(Interface markup and scripts)
>> Start

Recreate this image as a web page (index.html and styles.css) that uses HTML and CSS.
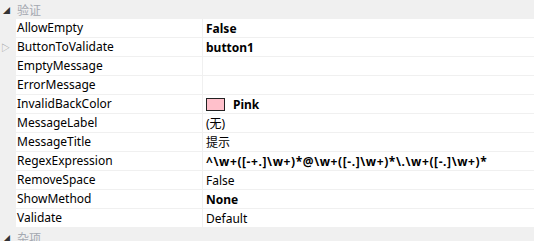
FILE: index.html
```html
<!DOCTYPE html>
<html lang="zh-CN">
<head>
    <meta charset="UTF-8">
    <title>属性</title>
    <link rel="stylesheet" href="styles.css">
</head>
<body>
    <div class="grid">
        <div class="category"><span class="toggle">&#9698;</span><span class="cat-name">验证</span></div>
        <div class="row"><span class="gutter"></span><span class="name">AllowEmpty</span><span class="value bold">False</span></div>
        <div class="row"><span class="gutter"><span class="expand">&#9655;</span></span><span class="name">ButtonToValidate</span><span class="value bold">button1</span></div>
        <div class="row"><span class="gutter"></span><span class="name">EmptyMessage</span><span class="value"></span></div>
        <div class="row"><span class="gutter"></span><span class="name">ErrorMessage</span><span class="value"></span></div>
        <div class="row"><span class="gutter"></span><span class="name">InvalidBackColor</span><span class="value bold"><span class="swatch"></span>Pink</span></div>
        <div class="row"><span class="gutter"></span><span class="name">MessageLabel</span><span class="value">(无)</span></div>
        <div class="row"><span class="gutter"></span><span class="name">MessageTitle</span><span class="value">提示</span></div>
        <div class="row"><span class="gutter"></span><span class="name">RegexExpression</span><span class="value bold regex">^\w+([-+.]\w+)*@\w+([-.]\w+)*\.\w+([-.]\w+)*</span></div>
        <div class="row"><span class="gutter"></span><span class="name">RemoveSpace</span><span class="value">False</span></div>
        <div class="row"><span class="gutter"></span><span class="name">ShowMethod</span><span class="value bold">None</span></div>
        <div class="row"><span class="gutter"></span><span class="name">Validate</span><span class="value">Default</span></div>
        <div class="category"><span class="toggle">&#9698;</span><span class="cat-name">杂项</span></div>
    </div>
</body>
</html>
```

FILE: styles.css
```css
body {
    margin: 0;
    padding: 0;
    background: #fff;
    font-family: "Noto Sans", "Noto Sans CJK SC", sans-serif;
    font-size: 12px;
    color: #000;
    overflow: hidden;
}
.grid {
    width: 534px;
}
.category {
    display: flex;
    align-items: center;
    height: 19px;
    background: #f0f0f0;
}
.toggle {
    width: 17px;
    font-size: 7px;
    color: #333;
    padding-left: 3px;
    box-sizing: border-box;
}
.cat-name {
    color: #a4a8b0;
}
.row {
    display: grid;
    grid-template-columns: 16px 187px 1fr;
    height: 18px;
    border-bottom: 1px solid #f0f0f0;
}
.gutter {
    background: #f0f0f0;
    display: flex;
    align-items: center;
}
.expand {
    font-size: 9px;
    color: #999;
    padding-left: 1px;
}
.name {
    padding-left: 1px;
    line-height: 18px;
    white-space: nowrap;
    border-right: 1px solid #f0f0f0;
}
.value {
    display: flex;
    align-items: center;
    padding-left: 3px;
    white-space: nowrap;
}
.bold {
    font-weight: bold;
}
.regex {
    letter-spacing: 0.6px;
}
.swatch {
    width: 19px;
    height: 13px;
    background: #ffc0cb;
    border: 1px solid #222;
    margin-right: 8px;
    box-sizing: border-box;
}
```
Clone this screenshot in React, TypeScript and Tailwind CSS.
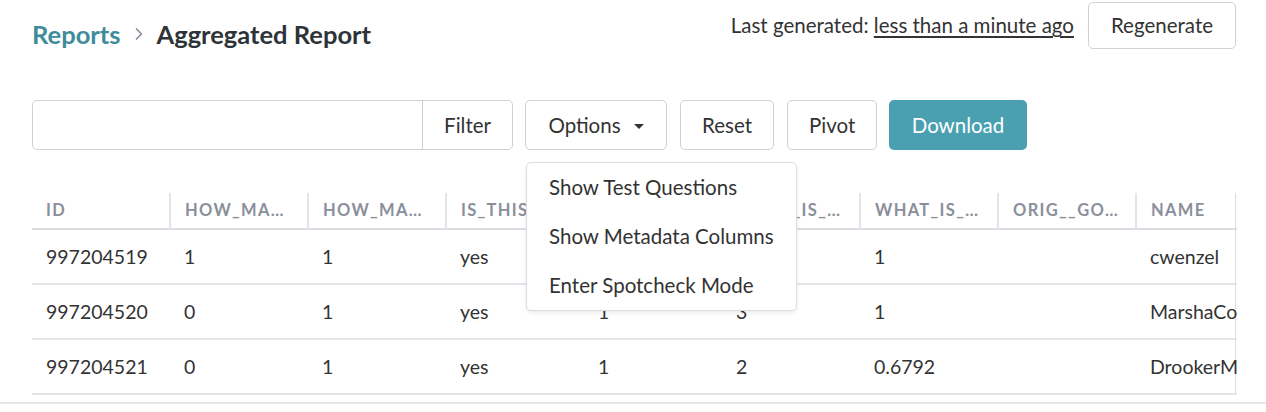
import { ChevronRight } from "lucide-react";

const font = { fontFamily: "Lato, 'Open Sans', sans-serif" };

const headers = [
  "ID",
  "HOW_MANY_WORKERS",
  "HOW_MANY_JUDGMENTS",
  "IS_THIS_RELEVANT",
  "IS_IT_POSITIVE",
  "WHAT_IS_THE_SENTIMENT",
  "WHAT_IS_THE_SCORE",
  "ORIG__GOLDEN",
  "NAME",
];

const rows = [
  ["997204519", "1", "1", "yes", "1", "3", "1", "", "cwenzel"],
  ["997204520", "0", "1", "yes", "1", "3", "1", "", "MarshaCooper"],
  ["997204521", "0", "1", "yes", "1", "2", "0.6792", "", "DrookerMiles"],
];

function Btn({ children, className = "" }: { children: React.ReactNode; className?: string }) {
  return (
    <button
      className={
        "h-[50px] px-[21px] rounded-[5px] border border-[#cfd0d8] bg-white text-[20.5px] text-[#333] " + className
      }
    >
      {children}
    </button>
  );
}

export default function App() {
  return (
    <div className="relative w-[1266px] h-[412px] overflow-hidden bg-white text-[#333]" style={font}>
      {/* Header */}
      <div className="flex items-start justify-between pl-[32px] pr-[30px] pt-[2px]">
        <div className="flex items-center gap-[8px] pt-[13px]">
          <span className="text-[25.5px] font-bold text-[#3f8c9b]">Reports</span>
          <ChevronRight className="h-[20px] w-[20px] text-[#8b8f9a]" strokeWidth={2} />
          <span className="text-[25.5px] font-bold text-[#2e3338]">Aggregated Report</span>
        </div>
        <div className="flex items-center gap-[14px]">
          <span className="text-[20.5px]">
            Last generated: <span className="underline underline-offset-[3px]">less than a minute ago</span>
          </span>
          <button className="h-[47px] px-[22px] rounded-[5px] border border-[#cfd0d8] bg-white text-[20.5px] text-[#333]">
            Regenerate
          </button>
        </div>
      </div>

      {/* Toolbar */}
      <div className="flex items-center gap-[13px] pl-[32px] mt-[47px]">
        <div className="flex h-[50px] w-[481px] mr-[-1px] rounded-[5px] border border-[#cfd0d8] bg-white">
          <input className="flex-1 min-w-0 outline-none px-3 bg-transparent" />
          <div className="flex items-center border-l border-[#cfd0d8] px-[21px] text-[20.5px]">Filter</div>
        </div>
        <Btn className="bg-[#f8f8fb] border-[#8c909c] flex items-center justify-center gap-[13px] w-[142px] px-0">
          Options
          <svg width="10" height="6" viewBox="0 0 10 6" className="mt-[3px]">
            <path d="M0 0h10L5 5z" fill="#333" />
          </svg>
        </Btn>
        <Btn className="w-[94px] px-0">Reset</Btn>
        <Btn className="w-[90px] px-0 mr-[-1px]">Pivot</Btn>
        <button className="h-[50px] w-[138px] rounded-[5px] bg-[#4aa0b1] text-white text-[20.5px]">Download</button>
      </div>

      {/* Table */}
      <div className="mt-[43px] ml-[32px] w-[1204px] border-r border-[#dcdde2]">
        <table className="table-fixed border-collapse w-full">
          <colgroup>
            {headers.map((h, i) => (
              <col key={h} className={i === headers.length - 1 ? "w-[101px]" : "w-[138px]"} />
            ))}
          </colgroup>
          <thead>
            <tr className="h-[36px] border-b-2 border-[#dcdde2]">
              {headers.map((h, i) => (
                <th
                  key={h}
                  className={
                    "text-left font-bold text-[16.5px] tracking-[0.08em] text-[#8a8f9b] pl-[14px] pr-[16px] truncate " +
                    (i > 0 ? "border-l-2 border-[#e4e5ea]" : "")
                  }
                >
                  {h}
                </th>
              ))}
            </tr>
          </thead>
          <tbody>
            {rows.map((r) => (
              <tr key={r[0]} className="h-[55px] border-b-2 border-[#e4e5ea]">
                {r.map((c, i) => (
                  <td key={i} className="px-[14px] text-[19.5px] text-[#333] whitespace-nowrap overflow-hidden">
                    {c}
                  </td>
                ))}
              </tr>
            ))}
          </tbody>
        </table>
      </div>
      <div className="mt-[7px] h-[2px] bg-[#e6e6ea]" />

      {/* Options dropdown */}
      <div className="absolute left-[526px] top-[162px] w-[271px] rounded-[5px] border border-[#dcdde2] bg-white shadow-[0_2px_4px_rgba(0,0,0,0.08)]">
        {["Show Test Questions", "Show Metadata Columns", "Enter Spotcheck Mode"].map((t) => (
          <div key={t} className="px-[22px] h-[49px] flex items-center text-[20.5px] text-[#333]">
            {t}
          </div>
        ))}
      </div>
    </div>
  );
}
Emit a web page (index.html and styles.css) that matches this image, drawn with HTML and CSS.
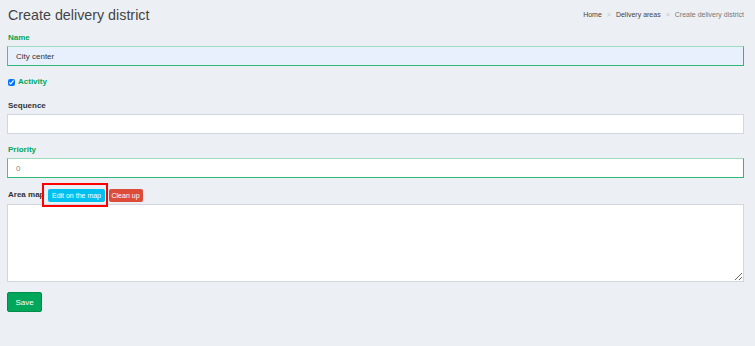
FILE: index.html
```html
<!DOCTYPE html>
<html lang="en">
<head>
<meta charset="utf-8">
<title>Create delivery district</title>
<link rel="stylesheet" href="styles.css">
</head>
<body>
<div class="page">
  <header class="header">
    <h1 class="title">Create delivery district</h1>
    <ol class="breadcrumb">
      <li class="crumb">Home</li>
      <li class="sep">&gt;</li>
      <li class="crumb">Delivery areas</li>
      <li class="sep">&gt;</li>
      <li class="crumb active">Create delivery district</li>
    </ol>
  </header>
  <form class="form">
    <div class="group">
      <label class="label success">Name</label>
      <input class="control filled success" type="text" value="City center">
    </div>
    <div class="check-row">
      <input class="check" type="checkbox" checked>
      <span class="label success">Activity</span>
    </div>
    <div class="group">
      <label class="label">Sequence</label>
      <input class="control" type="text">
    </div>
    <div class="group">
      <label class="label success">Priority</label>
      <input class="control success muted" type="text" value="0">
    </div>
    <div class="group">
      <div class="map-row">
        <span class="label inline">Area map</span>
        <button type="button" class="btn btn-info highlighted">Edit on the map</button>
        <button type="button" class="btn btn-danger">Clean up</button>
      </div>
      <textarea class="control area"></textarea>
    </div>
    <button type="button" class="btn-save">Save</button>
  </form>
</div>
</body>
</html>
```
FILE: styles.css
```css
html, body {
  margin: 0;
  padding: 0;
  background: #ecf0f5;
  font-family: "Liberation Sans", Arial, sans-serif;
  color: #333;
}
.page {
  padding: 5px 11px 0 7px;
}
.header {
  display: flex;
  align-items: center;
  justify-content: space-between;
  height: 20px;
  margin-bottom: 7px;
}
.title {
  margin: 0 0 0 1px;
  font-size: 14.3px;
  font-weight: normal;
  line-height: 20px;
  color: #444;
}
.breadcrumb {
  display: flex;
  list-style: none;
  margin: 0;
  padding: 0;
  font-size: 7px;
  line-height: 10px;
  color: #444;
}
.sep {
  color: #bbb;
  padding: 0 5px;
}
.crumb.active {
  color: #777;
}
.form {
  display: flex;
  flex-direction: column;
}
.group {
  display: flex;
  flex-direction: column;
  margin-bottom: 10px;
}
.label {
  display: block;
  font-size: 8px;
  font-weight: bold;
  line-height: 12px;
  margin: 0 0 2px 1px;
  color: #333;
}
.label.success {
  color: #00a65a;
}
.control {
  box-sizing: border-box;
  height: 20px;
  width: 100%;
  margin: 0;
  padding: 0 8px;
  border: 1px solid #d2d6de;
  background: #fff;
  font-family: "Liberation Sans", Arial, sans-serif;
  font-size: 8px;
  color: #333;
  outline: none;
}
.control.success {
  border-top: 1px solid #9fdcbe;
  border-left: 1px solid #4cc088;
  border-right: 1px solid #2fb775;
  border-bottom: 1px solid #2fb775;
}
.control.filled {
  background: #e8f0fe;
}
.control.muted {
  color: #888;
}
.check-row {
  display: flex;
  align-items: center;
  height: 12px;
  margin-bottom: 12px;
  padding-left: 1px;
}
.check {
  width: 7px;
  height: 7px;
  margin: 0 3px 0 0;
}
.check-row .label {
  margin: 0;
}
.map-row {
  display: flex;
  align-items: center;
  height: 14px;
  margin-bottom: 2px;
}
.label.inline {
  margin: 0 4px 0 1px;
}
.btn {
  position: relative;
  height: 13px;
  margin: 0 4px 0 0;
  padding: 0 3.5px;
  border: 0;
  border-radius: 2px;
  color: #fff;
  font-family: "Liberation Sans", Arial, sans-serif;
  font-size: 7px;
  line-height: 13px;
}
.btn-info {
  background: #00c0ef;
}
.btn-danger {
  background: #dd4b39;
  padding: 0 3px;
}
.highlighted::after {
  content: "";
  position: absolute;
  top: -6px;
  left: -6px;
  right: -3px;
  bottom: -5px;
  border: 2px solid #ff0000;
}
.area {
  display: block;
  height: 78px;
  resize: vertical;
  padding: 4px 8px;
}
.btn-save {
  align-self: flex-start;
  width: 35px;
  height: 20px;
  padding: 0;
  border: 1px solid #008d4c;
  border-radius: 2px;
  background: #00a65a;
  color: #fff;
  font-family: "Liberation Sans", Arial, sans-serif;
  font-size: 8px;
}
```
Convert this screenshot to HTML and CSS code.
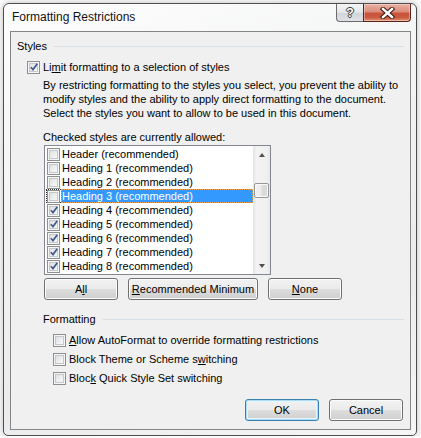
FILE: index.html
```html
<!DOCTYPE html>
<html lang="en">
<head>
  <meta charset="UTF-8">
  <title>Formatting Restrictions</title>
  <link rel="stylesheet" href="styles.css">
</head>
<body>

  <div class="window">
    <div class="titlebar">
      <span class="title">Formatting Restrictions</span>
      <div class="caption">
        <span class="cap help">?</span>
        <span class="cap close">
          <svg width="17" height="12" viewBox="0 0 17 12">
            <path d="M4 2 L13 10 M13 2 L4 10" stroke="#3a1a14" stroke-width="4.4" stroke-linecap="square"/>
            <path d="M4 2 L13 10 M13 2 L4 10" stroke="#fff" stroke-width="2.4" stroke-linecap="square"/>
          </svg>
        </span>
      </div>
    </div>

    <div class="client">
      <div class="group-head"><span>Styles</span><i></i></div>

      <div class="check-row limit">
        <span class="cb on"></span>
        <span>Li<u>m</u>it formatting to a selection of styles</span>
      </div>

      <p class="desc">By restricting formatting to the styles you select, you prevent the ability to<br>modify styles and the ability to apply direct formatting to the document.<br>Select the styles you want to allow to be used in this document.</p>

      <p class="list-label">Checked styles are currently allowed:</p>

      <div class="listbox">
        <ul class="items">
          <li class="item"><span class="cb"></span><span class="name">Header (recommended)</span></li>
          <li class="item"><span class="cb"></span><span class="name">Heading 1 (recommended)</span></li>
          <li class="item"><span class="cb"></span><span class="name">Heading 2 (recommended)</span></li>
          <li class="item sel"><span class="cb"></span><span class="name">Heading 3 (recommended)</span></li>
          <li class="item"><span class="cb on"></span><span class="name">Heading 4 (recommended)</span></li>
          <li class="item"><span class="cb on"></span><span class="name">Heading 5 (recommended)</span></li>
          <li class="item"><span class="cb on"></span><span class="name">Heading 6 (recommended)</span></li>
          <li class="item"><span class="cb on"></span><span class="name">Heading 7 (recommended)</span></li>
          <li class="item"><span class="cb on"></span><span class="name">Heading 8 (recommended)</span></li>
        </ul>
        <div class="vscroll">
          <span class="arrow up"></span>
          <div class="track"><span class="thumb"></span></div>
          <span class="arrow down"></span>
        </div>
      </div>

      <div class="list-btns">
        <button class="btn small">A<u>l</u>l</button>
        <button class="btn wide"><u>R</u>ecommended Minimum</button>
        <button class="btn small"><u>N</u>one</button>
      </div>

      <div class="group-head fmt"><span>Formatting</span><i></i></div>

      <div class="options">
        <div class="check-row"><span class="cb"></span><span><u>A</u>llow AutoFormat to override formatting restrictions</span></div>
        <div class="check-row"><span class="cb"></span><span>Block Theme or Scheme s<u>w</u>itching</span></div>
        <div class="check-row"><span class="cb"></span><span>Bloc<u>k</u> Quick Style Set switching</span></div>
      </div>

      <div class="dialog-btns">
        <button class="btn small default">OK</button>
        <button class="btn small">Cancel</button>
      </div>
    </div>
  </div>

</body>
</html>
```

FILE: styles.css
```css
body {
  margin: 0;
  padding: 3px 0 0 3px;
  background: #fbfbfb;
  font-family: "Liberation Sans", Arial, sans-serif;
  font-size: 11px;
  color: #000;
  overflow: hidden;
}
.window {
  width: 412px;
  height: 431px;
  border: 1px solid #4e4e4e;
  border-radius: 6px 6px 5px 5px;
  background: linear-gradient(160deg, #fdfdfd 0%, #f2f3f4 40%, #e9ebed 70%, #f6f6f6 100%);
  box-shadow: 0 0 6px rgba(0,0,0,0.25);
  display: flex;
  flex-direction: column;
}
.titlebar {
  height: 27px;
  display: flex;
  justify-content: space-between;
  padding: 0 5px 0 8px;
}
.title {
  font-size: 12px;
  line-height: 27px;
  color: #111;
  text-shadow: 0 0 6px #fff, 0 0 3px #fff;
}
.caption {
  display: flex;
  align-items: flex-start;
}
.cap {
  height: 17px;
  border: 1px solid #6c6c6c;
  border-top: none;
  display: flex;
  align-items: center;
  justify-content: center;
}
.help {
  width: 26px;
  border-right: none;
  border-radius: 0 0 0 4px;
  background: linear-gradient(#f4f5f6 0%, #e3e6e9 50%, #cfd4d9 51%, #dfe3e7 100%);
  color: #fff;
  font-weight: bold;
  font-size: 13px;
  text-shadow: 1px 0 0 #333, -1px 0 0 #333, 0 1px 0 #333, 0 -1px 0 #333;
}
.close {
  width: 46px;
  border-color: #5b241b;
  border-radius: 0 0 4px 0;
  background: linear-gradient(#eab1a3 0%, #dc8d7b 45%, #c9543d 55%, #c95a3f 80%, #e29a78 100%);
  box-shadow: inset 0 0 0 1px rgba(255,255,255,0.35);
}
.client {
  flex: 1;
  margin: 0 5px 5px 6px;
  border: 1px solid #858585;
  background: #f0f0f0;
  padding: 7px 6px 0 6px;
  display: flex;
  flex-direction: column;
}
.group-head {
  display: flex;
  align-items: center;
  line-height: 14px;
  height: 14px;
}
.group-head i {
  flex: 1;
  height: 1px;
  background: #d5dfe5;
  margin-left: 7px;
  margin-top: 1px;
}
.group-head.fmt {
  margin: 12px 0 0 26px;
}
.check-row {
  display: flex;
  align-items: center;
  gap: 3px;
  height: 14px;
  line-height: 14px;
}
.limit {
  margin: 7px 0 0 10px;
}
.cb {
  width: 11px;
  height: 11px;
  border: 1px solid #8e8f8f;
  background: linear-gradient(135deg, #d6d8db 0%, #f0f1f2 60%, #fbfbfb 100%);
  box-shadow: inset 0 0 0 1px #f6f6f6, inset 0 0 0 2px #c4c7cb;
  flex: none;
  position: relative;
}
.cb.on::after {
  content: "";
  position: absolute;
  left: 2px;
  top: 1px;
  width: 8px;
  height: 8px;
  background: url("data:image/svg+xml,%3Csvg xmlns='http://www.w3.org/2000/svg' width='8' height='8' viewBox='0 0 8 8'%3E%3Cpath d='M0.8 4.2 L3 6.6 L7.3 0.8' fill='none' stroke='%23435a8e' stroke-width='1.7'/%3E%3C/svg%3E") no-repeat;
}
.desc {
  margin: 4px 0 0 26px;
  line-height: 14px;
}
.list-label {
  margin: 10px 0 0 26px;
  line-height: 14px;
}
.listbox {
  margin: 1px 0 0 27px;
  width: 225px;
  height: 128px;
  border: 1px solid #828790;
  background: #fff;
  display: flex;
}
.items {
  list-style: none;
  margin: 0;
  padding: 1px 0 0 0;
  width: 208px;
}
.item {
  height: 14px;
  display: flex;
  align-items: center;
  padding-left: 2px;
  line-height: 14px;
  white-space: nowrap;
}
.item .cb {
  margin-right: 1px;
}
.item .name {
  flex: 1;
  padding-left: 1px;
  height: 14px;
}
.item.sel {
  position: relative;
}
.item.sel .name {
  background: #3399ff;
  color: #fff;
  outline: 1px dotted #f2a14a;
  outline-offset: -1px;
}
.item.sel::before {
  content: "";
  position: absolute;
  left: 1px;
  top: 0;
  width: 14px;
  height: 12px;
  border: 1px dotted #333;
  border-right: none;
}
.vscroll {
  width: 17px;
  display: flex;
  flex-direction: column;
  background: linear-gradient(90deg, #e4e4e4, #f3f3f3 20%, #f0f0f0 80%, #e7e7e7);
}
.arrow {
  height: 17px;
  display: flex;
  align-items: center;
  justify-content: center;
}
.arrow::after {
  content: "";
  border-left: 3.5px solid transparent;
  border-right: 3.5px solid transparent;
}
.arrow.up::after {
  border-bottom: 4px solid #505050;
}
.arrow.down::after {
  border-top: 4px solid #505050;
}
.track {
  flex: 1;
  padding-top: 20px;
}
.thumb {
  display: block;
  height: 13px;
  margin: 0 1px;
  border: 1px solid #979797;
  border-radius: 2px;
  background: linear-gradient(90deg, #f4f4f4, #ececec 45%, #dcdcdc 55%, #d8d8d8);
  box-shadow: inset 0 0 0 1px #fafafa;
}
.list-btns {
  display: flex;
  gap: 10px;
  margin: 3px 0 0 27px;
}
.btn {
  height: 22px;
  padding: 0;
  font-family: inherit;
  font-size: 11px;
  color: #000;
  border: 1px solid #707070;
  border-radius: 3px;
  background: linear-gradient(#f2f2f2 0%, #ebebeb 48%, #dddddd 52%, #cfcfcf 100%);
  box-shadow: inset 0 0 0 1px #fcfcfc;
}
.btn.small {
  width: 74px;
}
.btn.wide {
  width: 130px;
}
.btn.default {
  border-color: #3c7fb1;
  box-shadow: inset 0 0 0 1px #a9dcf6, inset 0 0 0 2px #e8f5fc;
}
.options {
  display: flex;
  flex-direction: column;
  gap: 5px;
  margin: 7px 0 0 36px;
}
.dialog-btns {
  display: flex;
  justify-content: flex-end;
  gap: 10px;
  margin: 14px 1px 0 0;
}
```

>> End

→ **WHAT NEEDS TO BE DONE**
Pick every line with "page" in it and copy it.

→ **ANSWER TO THIS EXERCISE**
Recreate this image as a web page (index.html and styles.css) that uses HTML and CSS.
Emit a web page (index.html and styles.css) that matches this image, drawn with HTML and CSS.
<div class="page">
.page {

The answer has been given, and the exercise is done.